[SHORT PROBLEM]: Write out all the entries word for word and omit any pictures.

——

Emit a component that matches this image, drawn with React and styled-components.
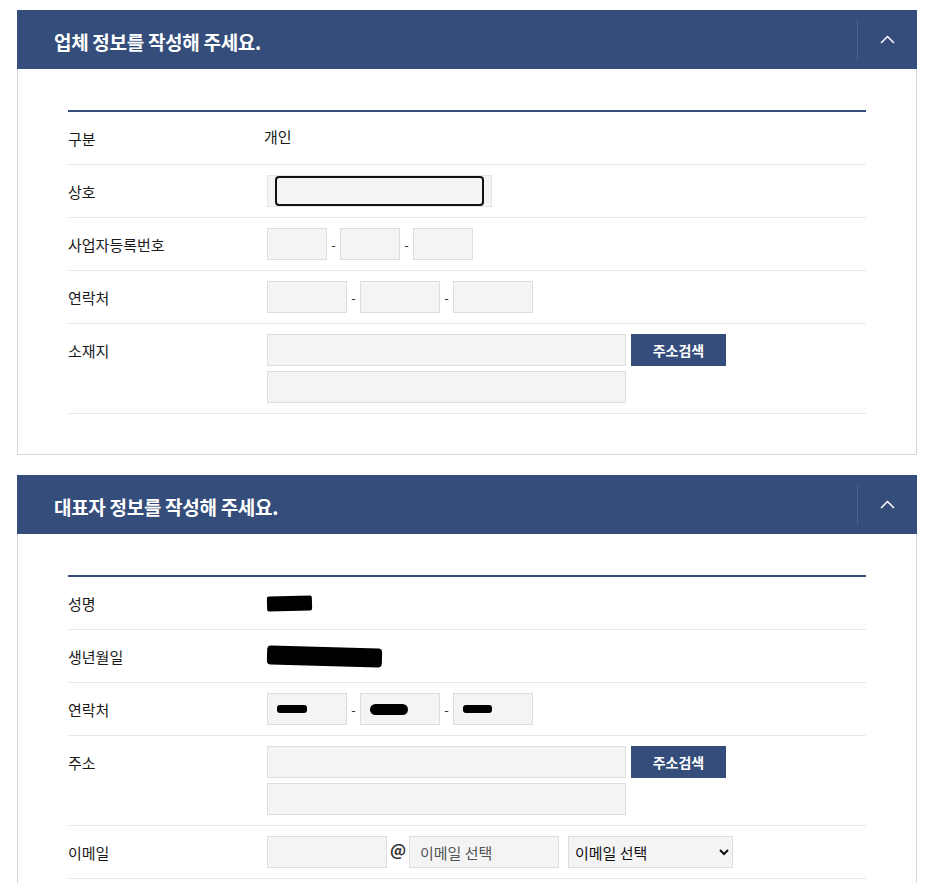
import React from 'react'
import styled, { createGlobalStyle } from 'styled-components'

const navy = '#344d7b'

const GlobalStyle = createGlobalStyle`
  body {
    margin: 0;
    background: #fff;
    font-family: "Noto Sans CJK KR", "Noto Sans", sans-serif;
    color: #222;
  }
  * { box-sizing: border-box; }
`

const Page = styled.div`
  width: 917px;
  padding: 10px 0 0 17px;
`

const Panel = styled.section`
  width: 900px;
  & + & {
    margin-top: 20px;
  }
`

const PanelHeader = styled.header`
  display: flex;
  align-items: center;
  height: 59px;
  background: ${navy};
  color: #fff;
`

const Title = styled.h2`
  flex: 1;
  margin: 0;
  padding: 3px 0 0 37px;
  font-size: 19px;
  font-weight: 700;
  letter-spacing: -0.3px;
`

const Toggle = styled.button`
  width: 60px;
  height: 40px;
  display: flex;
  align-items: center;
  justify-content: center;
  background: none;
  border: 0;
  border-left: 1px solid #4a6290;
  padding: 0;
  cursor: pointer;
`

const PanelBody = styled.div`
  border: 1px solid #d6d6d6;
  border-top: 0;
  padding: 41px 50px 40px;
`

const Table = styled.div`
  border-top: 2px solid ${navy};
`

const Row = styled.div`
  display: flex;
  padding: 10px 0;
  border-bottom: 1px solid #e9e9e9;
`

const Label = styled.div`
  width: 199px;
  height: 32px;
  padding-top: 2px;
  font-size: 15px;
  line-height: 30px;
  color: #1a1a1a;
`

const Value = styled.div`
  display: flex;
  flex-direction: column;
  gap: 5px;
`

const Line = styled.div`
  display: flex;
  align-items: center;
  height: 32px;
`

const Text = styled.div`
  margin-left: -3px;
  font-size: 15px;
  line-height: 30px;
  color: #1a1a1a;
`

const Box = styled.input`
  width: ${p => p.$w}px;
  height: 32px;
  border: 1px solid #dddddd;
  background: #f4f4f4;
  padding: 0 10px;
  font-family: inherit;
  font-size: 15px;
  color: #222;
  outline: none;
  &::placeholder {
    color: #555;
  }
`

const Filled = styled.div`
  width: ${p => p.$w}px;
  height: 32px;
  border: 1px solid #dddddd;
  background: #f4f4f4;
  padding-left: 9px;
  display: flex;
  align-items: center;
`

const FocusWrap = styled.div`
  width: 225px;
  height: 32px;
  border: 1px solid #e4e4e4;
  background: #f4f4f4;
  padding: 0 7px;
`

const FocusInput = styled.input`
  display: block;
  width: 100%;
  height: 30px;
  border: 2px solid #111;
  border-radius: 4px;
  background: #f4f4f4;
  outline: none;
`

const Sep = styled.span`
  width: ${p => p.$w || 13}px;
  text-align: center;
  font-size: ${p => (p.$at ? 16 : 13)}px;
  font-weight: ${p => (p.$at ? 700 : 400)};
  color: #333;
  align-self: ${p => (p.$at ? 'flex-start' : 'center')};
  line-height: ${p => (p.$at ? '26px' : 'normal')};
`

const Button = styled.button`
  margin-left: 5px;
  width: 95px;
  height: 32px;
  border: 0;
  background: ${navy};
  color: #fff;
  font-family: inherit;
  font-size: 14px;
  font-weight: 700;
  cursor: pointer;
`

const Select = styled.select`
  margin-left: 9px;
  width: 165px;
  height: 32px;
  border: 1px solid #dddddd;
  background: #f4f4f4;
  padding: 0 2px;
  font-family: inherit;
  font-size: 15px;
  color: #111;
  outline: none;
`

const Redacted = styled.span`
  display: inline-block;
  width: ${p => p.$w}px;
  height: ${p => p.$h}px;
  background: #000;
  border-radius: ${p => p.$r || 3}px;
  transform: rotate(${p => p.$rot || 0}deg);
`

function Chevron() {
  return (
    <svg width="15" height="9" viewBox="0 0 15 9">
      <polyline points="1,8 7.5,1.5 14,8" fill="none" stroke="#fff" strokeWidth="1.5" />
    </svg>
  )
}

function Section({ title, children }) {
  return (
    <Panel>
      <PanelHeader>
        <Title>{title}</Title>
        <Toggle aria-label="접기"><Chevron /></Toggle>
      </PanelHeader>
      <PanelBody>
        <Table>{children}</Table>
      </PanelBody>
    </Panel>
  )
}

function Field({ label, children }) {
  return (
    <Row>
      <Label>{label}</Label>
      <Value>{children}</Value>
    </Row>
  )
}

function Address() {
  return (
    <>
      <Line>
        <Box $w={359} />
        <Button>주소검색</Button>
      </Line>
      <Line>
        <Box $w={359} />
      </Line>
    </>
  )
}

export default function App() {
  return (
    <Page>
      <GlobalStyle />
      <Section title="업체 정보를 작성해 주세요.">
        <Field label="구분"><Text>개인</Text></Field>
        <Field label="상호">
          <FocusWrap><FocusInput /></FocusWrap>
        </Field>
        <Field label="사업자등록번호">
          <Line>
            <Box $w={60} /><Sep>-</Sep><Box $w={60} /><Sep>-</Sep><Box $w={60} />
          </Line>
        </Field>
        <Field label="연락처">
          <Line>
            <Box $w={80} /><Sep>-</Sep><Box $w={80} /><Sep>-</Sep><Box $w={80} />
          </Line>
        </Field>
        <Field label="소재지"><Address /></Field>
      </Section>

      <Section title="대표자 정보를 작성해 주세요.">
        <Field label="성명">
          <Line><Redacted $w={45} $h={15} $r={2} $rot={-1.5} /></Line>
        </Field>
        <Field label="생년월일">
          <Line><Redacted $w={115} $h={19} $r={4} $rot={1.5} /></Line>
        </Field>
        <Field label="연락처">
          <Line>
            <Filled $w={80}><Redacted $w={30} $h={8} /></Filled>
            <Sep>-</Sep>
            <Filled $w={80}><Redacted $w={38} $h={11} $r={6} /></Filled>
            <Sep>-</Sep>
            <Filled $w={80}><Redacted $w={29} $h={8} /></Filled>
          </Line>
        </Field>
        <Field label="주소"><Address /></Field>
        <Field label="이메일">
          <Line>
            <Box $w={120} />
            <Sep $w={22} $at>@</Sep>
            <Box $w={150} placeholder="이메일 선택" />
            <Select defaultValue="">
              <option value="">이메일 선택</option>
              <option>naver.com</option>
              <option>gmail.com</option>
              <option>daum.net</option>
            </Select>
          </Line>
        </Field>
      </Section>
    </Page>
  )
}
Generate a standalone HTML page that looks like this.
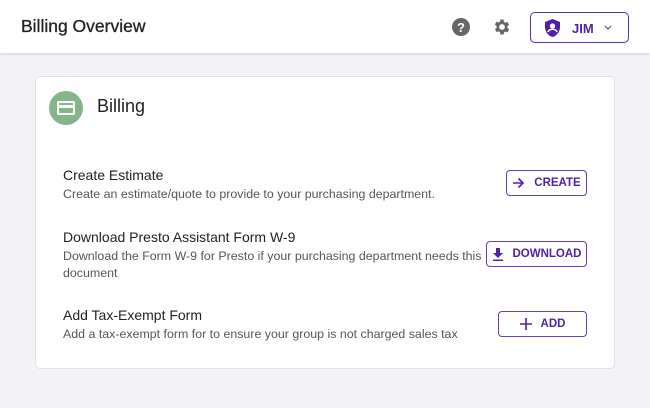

——

[EXERCISE SOLUTION]:
Emit a component that matches this image, drawn with React and styled-components.
import React from 'react'
import styled, { createGlobalStyle } from 'styled-components'

const navy = '#344d7b'

const GlobalStyle = createGlobalStyle`
  body {
    margin: 0;
    background: #fff;
    font-family: "Noto Sans CJK KR", "Noto Sans", sans-serif;
    color: #222;
  }
  * { box-sizing: border-box; }
`

const Page = styled.div`
  width: 917px;
  padding: 10px 0 0 17px;
`

const Panel = styled.section`
  width: 900px;
  & + & {
    margin-top: 20px;
  }
`

const PanelHeader = styled.header`
  display: flex;
  align-items: center;
  height: 59px;
  background: ${navy};
  color: #fff;
`

const Title = styled.h2`
  flex: 1;
  margin: 0;
  padding: 3px 0 0 37px;
  font-size: 19px;
  font-weight: 700;
  letter-spacing: -0.3px;
`

const Toggle = styled.button`
  width: 60px;
  height: 40px;
  display: flex;
  align-items: center;
  justify-content: center;
  background: none;
  border: 0;
  border-left: 1px solid #4a6290;
  padding: 0;
  cursor: pointer;
`

const PanelBody = styled.div`
  border: 1px solid #d6d6d6;
  border-top: 0;
  padding: 41px 50px 40px;
`

const Table = styled.div`
  border-top: 2px solid ${navy};
`

const Row = styled.div`
  display: flex;
  padding: 10px 0;
  border-bottom: 1px solid #e9e9e9;
`

const Label = styled.div`
  width: 199px;
  height: 32px;
  padding-top: 2px;
  font-size: 15px;
  line-height: 30px;
  color: #1a1a1a;
`

const Value = styled.div`
  display: flex;
  flex-direction: column;
  gap: 5px;
`

const Line = styled.div`
  display: flex;
  align-items: center;
  height: 32px;
`

const Text = styled.div`
  margin-left: -3px;
  font-size: 15px;
  line-height: 30px;
  color: #1a1a1a;
`

const Box = styled.input`
  width: ${p => p.$w}px;
  height: 32px;
  border: 1px solid #dddddd;
  background: #f4f4f4;
  padding: 0 10px;
  font-family: inherit;
  font-size: 15px;
  color: #222;
  outline: none;
  &::placeholder {
    color: #555;
  }
`

const Filled = styled.div`
  width: ${p => p.$w}px;
  height: 32px;
  border: 1px solid #dddddd;
  background: #f4f4f4;
  padding-left: 9px;
  display: flex;
  align-items: center;
`

const FocusWrap = styled.div`
  width: 225px;
  height: 32px;
  border: 1px solid #e4e4e4;
  background: #f4f4f4;
  padding: 0 7px;
`

const FocusInput = styled.input`
  display: block;
  width: 100%;
  height: 30px;
  border: 2px solid #111;
  border-radius: 4px;
  background: #f4f4f4;
  outline: none;
`

const Sep = styled.span`
  width: ${p => p.$w || 13}px;
  text-align: center;
  font-size: ${p => (p.$at ? 16 : 13)}px;
  font-weight: ${p => (p.$at ? 700 : 400)};
  color: #333;
  align-self: ${p => (p.$at ? 'flex-start' : 'center')};
  line-height: ${p => (p.$at ? '26px' : 'normal')};
`

const Button = styled.button`
  margin-left: 5px;
  width: 95px;
  height: 32px;
  border: 0;
  background: ${navy};
  color: #fff;
  font-family: inherit;
  font-size: 14px;
  font-weight: 700;
  cursor: pointer;
`

const Select = styled.select`
  margin-left: 9px;
  width: 165px;
  height: 32px;
  border: 1px solid #dddddd;
  background: #f4f4f4;
  padding: 0 2px;
  font-family: inherit;
  font-size: 15px;
  color: #111;
  outline: none;
`

const Redacted = styled.span`
  display: inline-block;
  width: ${p => p.$w}px;
  height: ${p => p.$h}px;
  background: #000;
  border-radius: ${p => p.$r || 3}px;
  transform: rotate(${p => p.$rot || 0}deg);
`

function Chevron() {
  return (
    <svg width="15" height="9" viewBox="0 0 15 9">
      <polyline points="1,8 7.5,1.5 14,8" fill="none" stroke="#fff" strokeWidth="1.5" />
    </svg>
  )
}

function Section({ title, children }) {
  return (
    <Panel>
      <PanelHeader>
        <Title>{title}</Title>
        <Toggle aria-label="접기"><Chevron /></Toggle>
      </PanelHeader>
      <PanelBody>
        <Table>{children}</Table>
      </PanelBody>
    </Panel>
  )
}

function Field({ label, children }) {
  return (
    <Row>
      <Label>{label}</Label>
      <Value>{children}</Value>
    </Row>
  )
}

function Address() {
  return (
    <>
      <Line>
        <Box $w={359} />
        <Button>주소검색</Button>
      </Line>
      <Line>
        <Box $w={359} />
      </Line>
    </>
  )
}

export default function App() {
  return (
    <Page>
      <GlobalStyle />
      <Section title="업체 정보를 작성해 주세요.">
        <Field label="구분"><Text>개인</Text></Field>
        <Field label="상호">
          <FocusWrap><FocusInput /></FocusWrap>
        </Field>
        <Field label="사업자등록번호">
          <Line>
            <Box $w={60} /><Sep>-</Sep><Box $w={60} /><Sep>-</Sep><Box $w={60} />
          </Line>
        </Field>
        <Field label="연락처">
          <Line>
            <Box $w={80} /><Sep>-</Sep><Box $w={80} /><Sep>-</Sep><Box $w={80} />
          </Line>
        </Field>
        <Field label="소재지"><Address /></Field>
      </Section>

      <Section title="대표자 정보를 작성해 주세요.">
        <Field label="성명">
          <Line><Redacted $w={45} $h={15} $r={2} $rot={-1.5} /></Line>
        </Field>
        <Field label="생년월일">
          <Line><Redacted $w={115} $h={19} $r={4} $rot={1.5} /></Line>
        </Field>
        <Field label="연락처">
          <Line>
            <Filled $w={80}><Redacted $w={30} $h={8} /></Filled>
            <Sep>-</Sep>
            <Filled $w={80}><Redacted $w={38} $h={11} $r={6} /></Filled>
            <Sep>-</Sep>
            <Filled $w={80}><Redacted $w={29} $h={8} /></Filled>
          </Line>
        </Field>
        <Field label="주소"><Address /></Field>
        <Field label="이메일">
          <Line>
            <Box $w={120} />
            <Sep $w={22} $at>@</Sep>
            <Box $w={150} placeholder="이메일 선택" />
            <Select defaultValue="">
              <option value="">이메일 선택</option>
              <option>naver.com</option>
              <option>gmail.com</option>
              <option>daum.net</option>
            </Select>
          </Line>
        </Field>
      </Section>
    </Page>
  )
}
Generate a standalone HTML page that looks like this.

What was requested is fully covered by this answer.